In Schweizer Zeitungen und Online-Medien erscheinen vermehrt Beiträge, bei denen es sich um gekaufte Werbung handelt, die aber nicht eindeutig als solche zu erkennen sind. So heisst es in einer Mitteilung des Schweizer Presserats. Laut diesem wird so das Publikum getäuscht und irregeführt. Die Medien schaden so ihrer eigenen Glaubwürdigkeit als unabhängige Berichterstatter. Der Presserat besteht drauf, das Publikum müsse Werbung und redaktionellen Inhalt auf den ersten Blick unterscheiden können.

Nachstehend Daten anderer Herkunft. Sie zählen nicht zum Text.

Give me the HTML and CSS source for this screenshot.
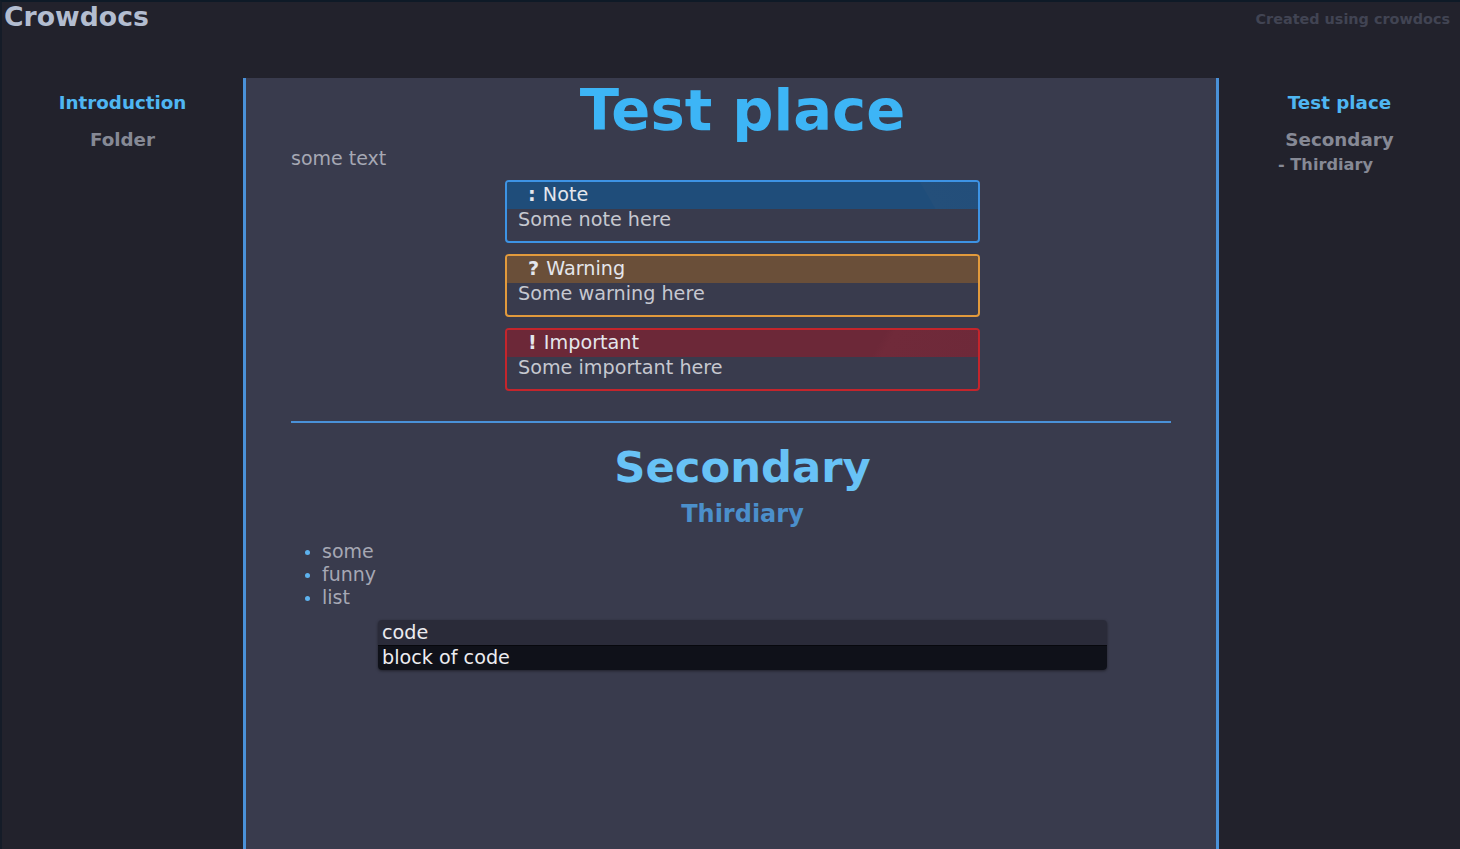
FILE: index.html
```html
<!DOCTYPE html>
<html lang="en">
<head>
<meta charset="utf-8">
<title>Crowdocs</title>
<link rel="stylesheet" href="styles.css">
</head>
<body>
<header class="topbar">
  <div class="brand">Crowdocs</div>
  <div class="credit">Created using crowdocs</div>
</header>
<div class="layout">
  <nav class="sidebar">
    <div class="nav-item active">Introduction</div>
    <div class="nav-item">Folder</div>
  </nav>
  <main class="panel">
    <div class="content">
      <h1 class="title">Test place</h1>
      <p class="para">some text</p>
      <div class="adm-list">
        <div class="adm note">
          <div class="adm-head"><b>:</b> Note</div>
          <div class="adm-body">Some note here</div>
        </div>
        <div class="adm warning">
          <div class="adm-head"><b>?</b> Warning</div>
          <div class="adm-body">Some warning here</div>
        </div>
        <div class="adm important">
          <div class="adm-head"><b>!</b> Important</div>
          <div class="adm-body">Some important here</div>
        </div>
      </div>
      <hr class="divider">
      <h2 class="h2">Secondary</h2>
      <h3 class="h3">Thirdiary</h3>
      <ul class="list">
        <li>some</li>
        <li>funny</li>
        <li>list</li>
      </ul>
      <div class="code">
        <div class="code-lang">code</div>
        <div class="code-body">block of code</div>
      </div>
    </div>
  </main>
  <aside class="toc">
    <div class="toc-item active">Test place</div>
    <div class="toc-item">Secondary</div>
    <div class="toc-item sub">- Thirdiary</div>
  </aside>
</div>
</body>
</html>
```

FILE: styles.css
```css
html, body {
  margin: 0;
  padding: 0;
}
body {
  background: #22222c;
  font-family: "DejaVu Sans", Verdana, sans-serif;
  color: #a9abb6;
  height: 849px;
  overflow: hidden;
  border-top: 2px solid #0e1a27;
  border-left: 2px solid #151c28;
  box-sizing: border-box;
}
.topbar {
  height: 76px;
  display: flex;
  justify-content: space-between;
  align-items: flex-start;
}
.brand {
  font-weight: bold;
  font-size: 26.7px;
  color: #b3bdd0;
  padding-left: 2px;
  line-height: 30px;
}
.credit {
  font-weight: bold;
  font-size: 14.4px;
  color: #414453;
  padding-right: 10px;
  padding-top: 9px;
  line-height: 16px;
}
.layout {
  display: grid;
  grid-template-columns: 241px 976px 241px;
  height: calc(849px - 78px);
}
.sidebar, .toc {
  display: flex;
  flex-direction: column;
  align-items: center;
  padding-top: 14px;
}
.nav-item, .toc-item {
  font-weight: bold;
  font-size: 18.3px;
  line-height: 22px;
  color: #868995;
  margin-bottom: 15px;
}
.nav-item.active, .toc-item.active {
  color: #4fb6f2;
}
.toc-item.sub {
  font-size: 16.2px;
  margin-top: -12px;
  margin-right: 28px;
}
.panel {
  background: #393b4d;
  border-left: 3px solid #4a91d8;
  border-right: 3px solid #4a91d8;
}
.content {
  padding: 0 22px 0 45px;
  display: flex;
  flex-direction: column;
}
.title {
  margin: 0;
  font-size: 57.6px;
  line-height: 65px;
  font-weight: bold;
  color: #3db5f6;
  text-align: center;
}
.para {
  margin: 4px 0 0;
  font-size: 19px;
  line-height: 22px;
  color: #a6a8b4;
}
.adm-list {
  display: flex;
  flex-direction: column;
  align-items: center;
  gap: 11px;
  margin-top: 11px;
}
.adm {
  width: 475px;
  box-sizing: border-box;
  border: 2px solid;
  border-radius: 4px;
  overflow: hidden;
  font-size: 19.2px;
}
.adm-head {
  height: 27px;
  line-height: 26px;
  padding-left: 21px;
  color: #e4e6ec;
}
.adm-head b {
  margin-right: 1px;
}
.adm-body {
  padding: 0 11px 10px;
  line-height: 22px;
  color: #c6c8d0;
}
.note { border-color: #3d93e4; }
.note .adm-head {
  background: linear-gradient(60deg, #1f4d7a 0%, #1f4d7a 88%, #244f7a 88.2%, #234e7a 100%);
}
.warning { border-color: #e29a3c; }
.warning .adm-head {
  background: #6a4f39;
}
.important { border-color: #c4252c; }
.important .adm-head {
  background: linear-gradient(120deg, #6c2838 0%, #6c2838 78%, #702a3a 80%, #6e2939 100%);
}
.divider {
  width: 880px;
  margin: 30px 0 0;
  border: 0;
  height: 2px;
  background: #4a91d8;
  align-self: flex-start;
}
.h2 {
  margin: 19px 0 0;
  font-size: 43.3px;
  line-height: 50px;
  font-weight: bold;
  color: #68c2f6;
  text-align: center;
}
.h3 {
  margin: 8px 0 0;
  font-size: 24px;
  line-height: 28px;
  font-weight: bold;
  color: #4b8fcb;
  text-align: center;
}
.list {
  margin: 12px 0 0;
  padding-left: 31px;
  font-size: 19px;
  line-height: 23px;
  color: #a6a8b4;
  list-style: none;
}
.list li {
  position: relative;
}
.list li::before {
  content: "";
  position: absolute;
  left: -17px;
  top: 10px;
  width: 5px;
  height: 5px;
  border-radius: 50%;
  background: #5db2ee;
}
.code {
  align-self: center;
  width: 729px;
  margin-top: 11px;
  border-radius: 4px;
  overflow: hidden;
  box-shadow: 0 1px 3px rgba(0, 0, 0, 0.45);
  font-size: 19.2px;
  color: #ececf0;
}
.code-lang {
  background: #2a2b39;
  line-height: 25px;
  padding: 0 4px;
  border-bottom: 1px solid #07080d;
}
.code-body {
  background: #0f1119;
  line-height: 24px;
  padding: 0 4px;
}
```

Beim Presserat sind mehrere Beschwerden eingegangen, die eine unklare Trennung zwischen redaktionellem Inhalt und Werbung rügen. Eine Beschwerde hat der Presserat bereits behandelt. Sie kritisiert die NZZ am Sonntag wegen eines ganzseitigen Beitrags mit dem Titel «Superheld Schweinefleisch». Die Seite ist in Schrift, Layout und Gestaltung weitgehend identisch mit den redaktionellen Seiten der NZZ am Sonntag. Es gibt nur zwei Unterschiede: Im Seitentitel steht «Sponsored Content von Proviande» und am Ende des Artikels steht: «Dieser Artikel wurde von NZZ Content Solutions im Auftrag von Proviande erstellt.» Nach Ansicht des Presserats können Leserinnen und Lesern nur durch sehr genaues Hinsehen erkennen, dass es sich um bezahlte Werbung und nicht um redaktionellen Inhalt handeln dürfte. Damit hat die NZZ am Sonntag den Journalistenkodex verletzt. Dieser verlangt, dass bezahlte Inhalte von redaktionellen gestalterisch klar abgehoben sind. Ist dies nicht der Fall, muss die Werbung klar als solche deklariert sein. Beides hat die NZZ am Sonntag unterlassen.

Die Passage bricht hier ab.